Macro Insights: Oil price could upset the party

UPSIDE RISKS: The decline in US inflation has turbo-charged markets in hope it continues and allows Fed to halt its dramatic rate hiking cycle in Q1. This is our base case. But there is a risk a renewed oil price spike over $100 derails some of this optimism. Oil supply is tight and demand not easing as much as hoped. We’re nearing Dec. 5th double barrelled EU and G7 crackdown on Russian sales. This could see 2.0-3.0mbpd (2-3%) of disruption to already tight oil markets. By comparison, an average recession see’s a 1.6% demand cut (see chart). @OilWorldWide.

TIGHTER MARKET: Oil markets are tightening on both the supply and demand sides. OPEC’s stepped-up production cuts start in December, whilst US special petroleum reserve (SPR) sales are tailing off. Global drilling activity is still near half prior peaks. Biggest buyer China is flexing its policy muscles by easing covid controls and introducing property sector support measures. Colder winter weather is also likely to lend a helping demand hand. New EU and G7 sanctions and price cap efforts may collectively drive 3.0mbpd of demand elsewhere, disrupting markets.

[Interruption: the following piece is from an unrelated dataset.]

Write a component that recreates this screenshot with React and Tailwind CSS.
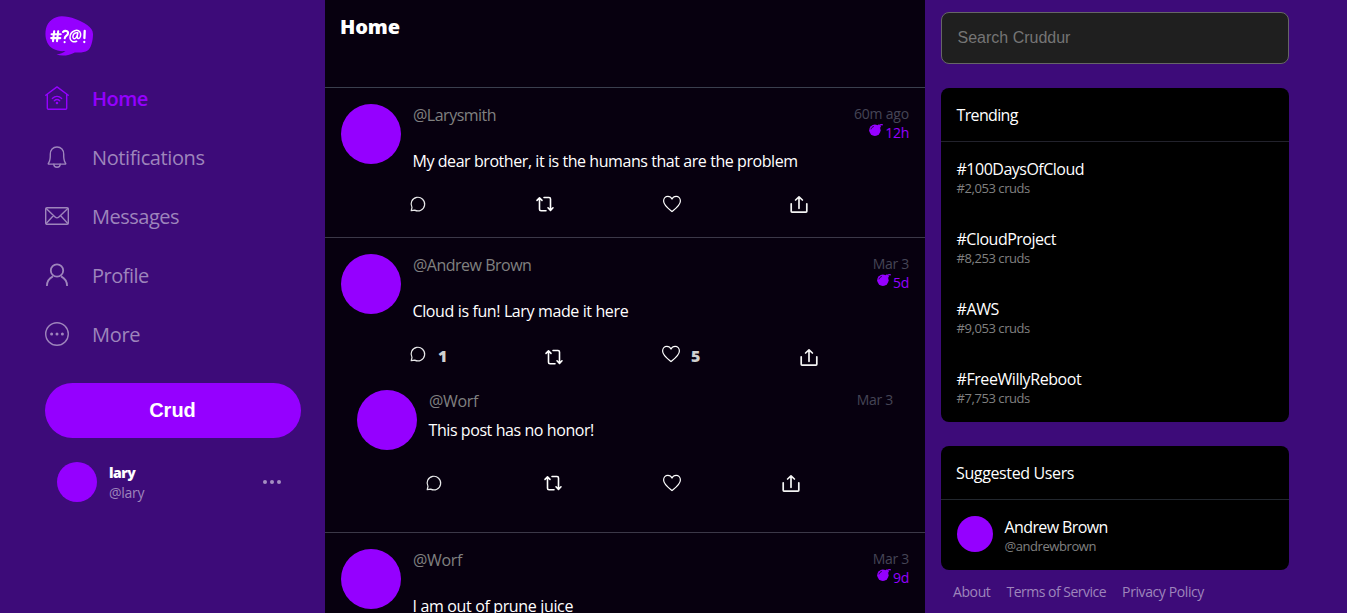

DECEMBER 5TH: This is the looming date for 1) the EU’s ban on Russian seaborne crude oil imports, and also 2) the implementation date for the G7 price cap on Russian oil. These are both precursors to the 5th February 2023 extension to all refined products. The EU ban will drive a search for supply elsewhere. Whilst Russia says it will refuse to sell oil at the capped price, disrupting further. Sanctions on Russia’s 13% oil production share are much larger than those previously seen for Iraq, Libya, Venezuela. Russia’s refined product significance is even greater.